The system copes with this information by its positioning being based on normal distributions, meaning no decisions are made based on single points of data that need to be corrected or intervened. Those point measurements are accumulated into a 3D normal distribution rather than a 2D point-to-point, so solid objects can be better identified. This is why noise from rain or snow does not affect the navigation, but heavy and thick snow or fog will have an effect, because the technology is based on light.
You can teach a machine to take the path you want it to take, for example you could teach a shuttle bus to go from factory building A to B. When a vehicle is being taught, the system will record the 3D map of the area as the vehicle goes around. When the path is being repeated, it can be done so without using beacons to determine where the vehicle is. While mapping is taking place, it is ideal to use one beacon, in particular RTK GNSS, so an accurate 3D map can be built. Once this stage is complete, the beacon can be removed as the machine can now use the map to position itself accurately on the path.
The automated vehicle makes the 3D map or collects the map data itself, which can later be used for the robot to know where it is going. The map can also be uploaded to an external server and shared with other robots if desired.
An example of using the system in real-world testing is in retail, where the technology is being used for moving pallets and inventory. The technology can monitor which shelves have stock and which have run out of products.
It lends itself well to uses like supermarkets where the environment is relatively static and can more readily identify changes in stock, and in turn, use that data to either feed back to a distribution centre, or collect additional stock, returning to the same point and refill the shelf.
GIM is also developing an autonomous navigation solution for mining machines. The system has been included by Sensible 4, a sister company of GIM, in its collaboration project Gacha, a self-driving bus designed in collaboration with Muji, Japan. Sensible 4’s speciality is developing systems for detecting and following instructions from items including traffic rules or symbols.
The bus is designed to function in all weather conditions. With no defined front or back, it will serve regions that have suffered population decline and older citizens who can no longer safely drive. It is undergoing test drive programmes in three Finnish cities, with a plan for the vehicle to be rolled out in 2020.

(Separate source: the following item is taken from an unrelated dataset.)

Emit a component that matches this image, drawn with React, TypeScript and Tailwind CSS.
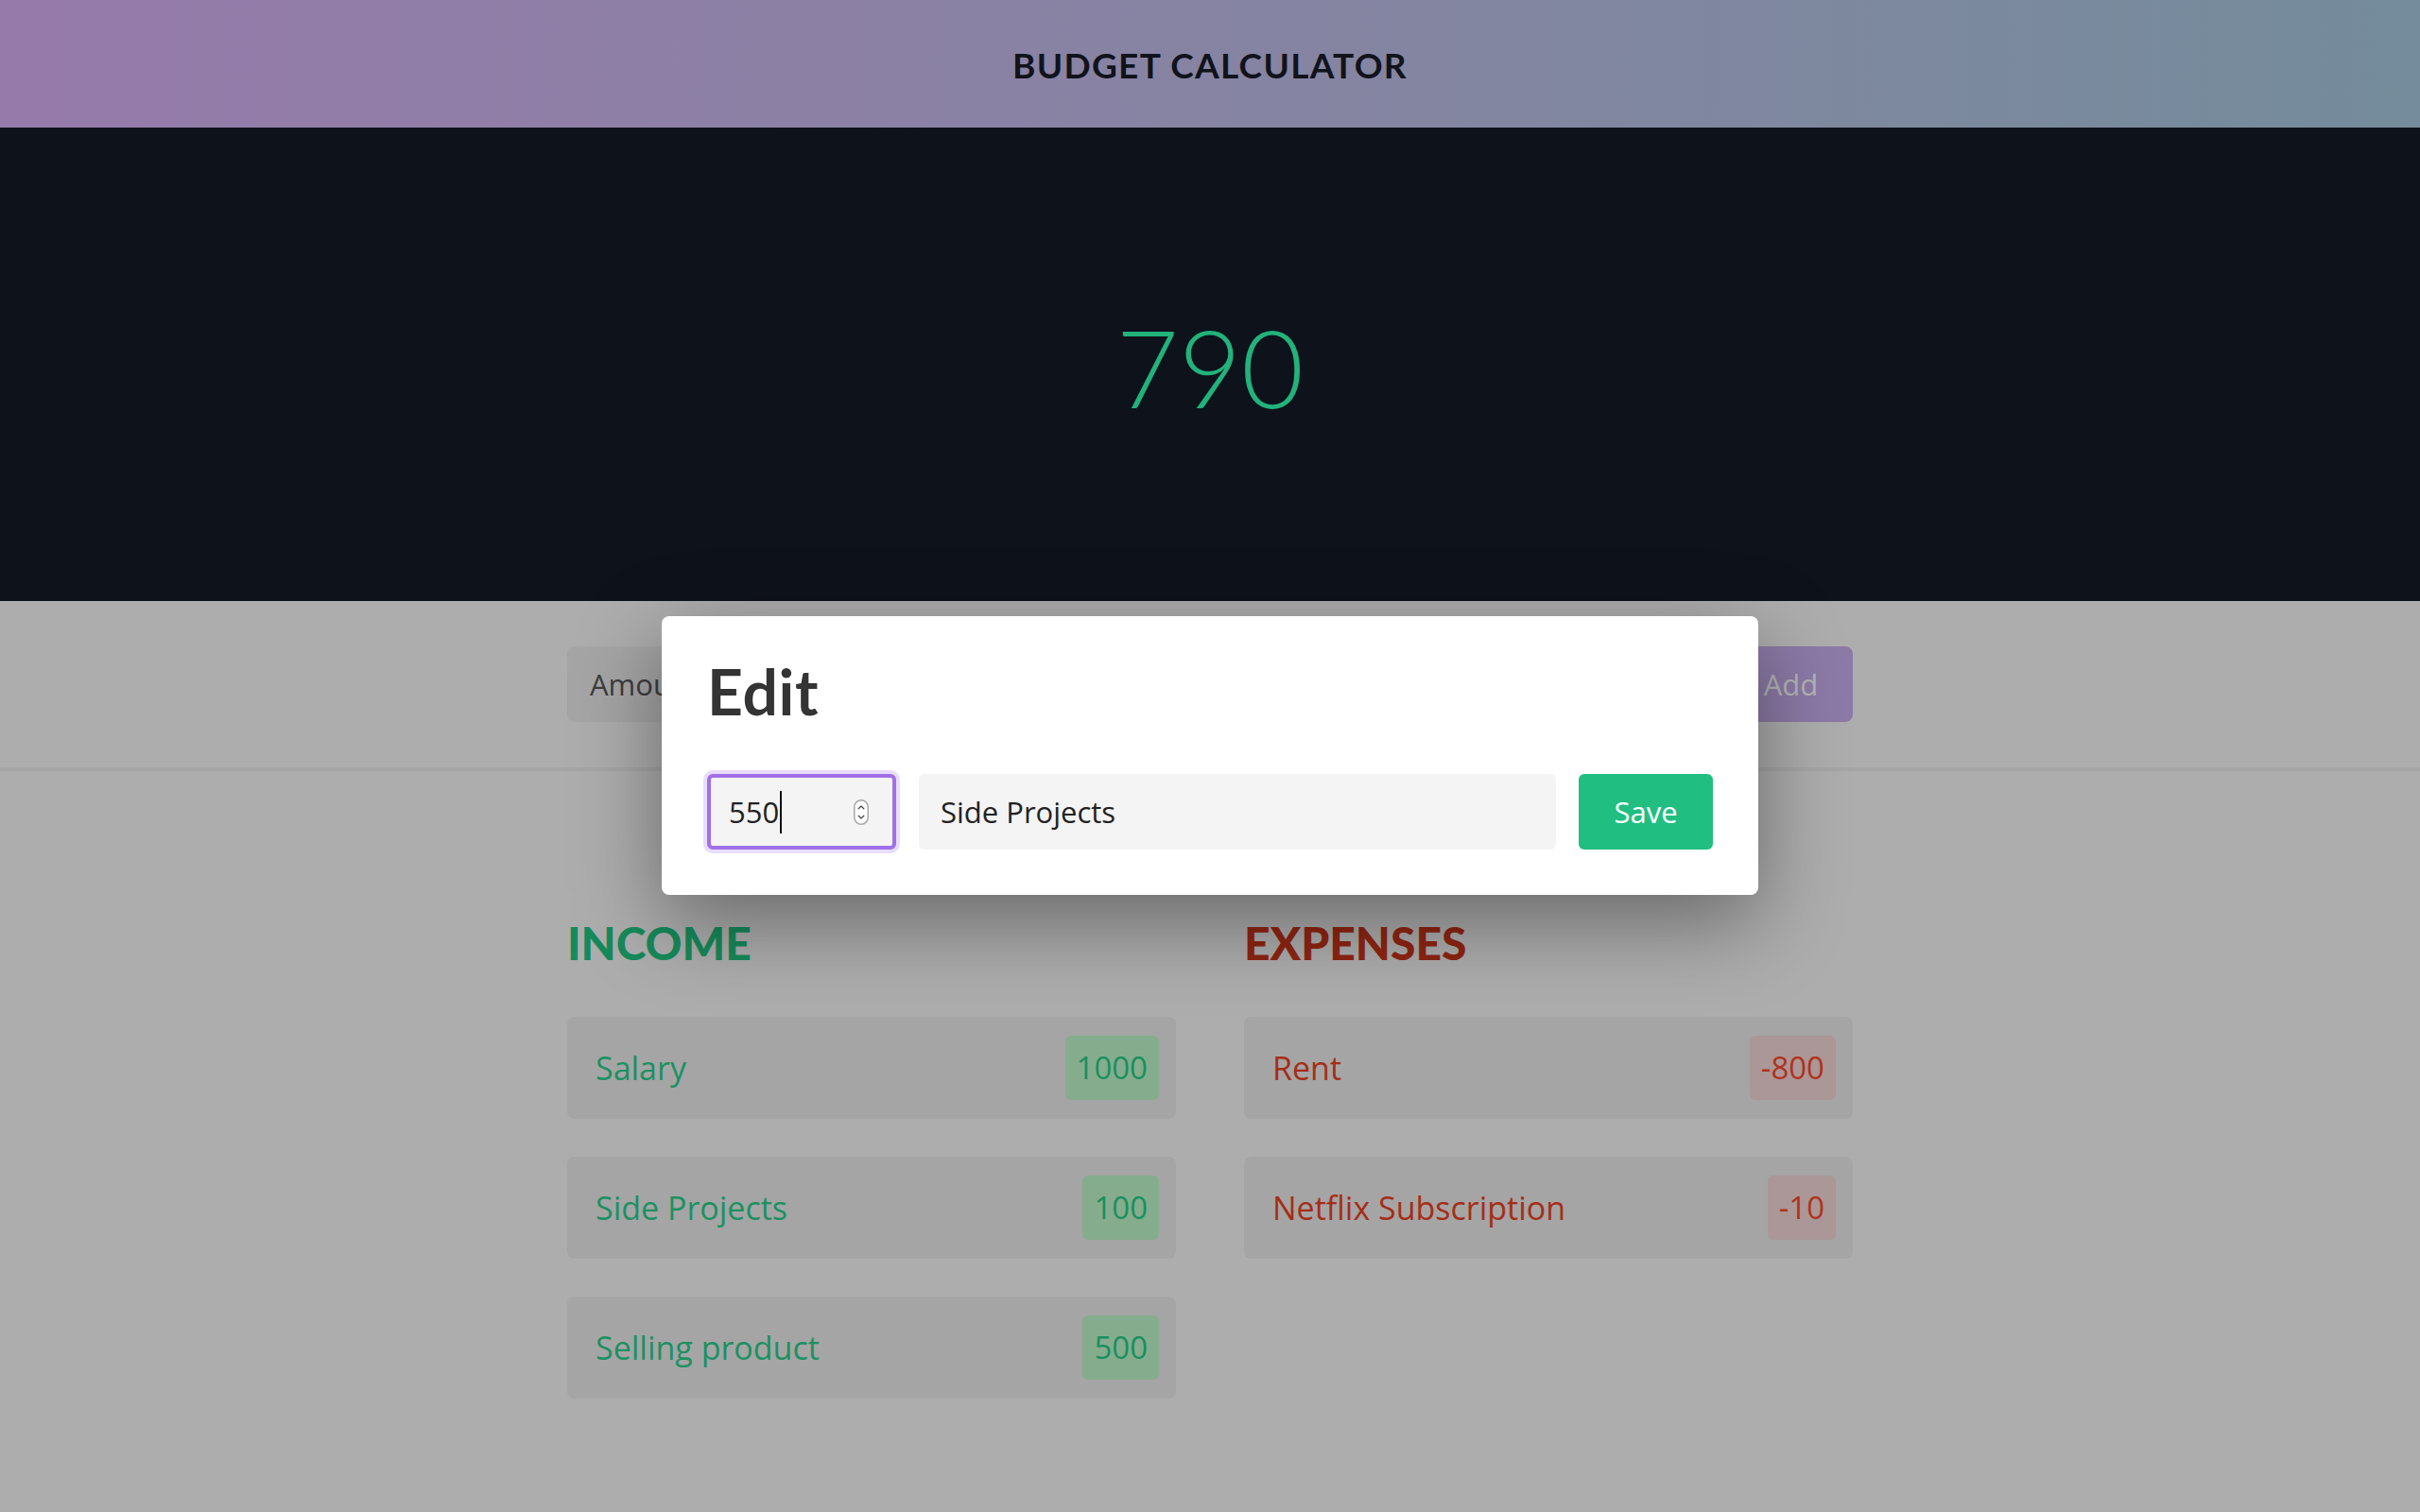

The bus uses a digital map and sensing technology to drive itself in most weather conditions. It can drive on a fixed route, respond to a user’s request and find the most optimal route for a destination.

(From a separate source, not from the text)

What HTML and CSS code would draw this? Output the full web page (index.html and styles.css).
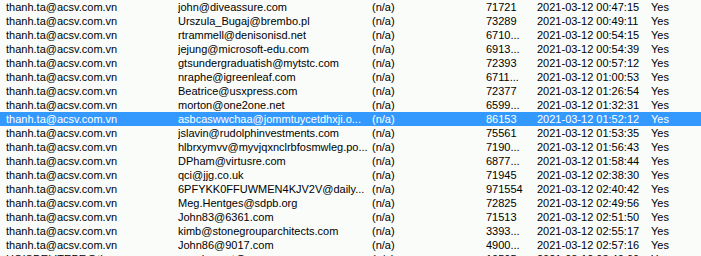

Gacha won the transportation prize in the Beazley Designs of the Year 2019 competition, which is being exhibited at the Design Museum, London UK, until 9 February 2020.
Prototyping and mass production
The positioning and mapping aspect of the technology is production ready. GIM is prototyping and testing obstacle detection and tracking, which is using a camera as well.
Rise of embedded GPU’s like NVIDIA Jetson product family will drive the cost of computing hardware down. While the best machine-learning models currently need a €1,000 GPU that consumes 200W, very soon it is expected that the price point will reduce to €100 and for energy consumption drop to 10W. It is expected that both open source and proprietary frameworks such as GIMNavi will help accelerate adoption of mobile robotics in real-world industrial applications.
Traditionally, robotics has been hard and unattractive for machine makers to develop because the systems are very complex and the payback period is long. But if we have building blocks, such as centimetre-level positioning in all conditions that are easy to use and widely available, that would greatly accelerate the rise of robots in all industries.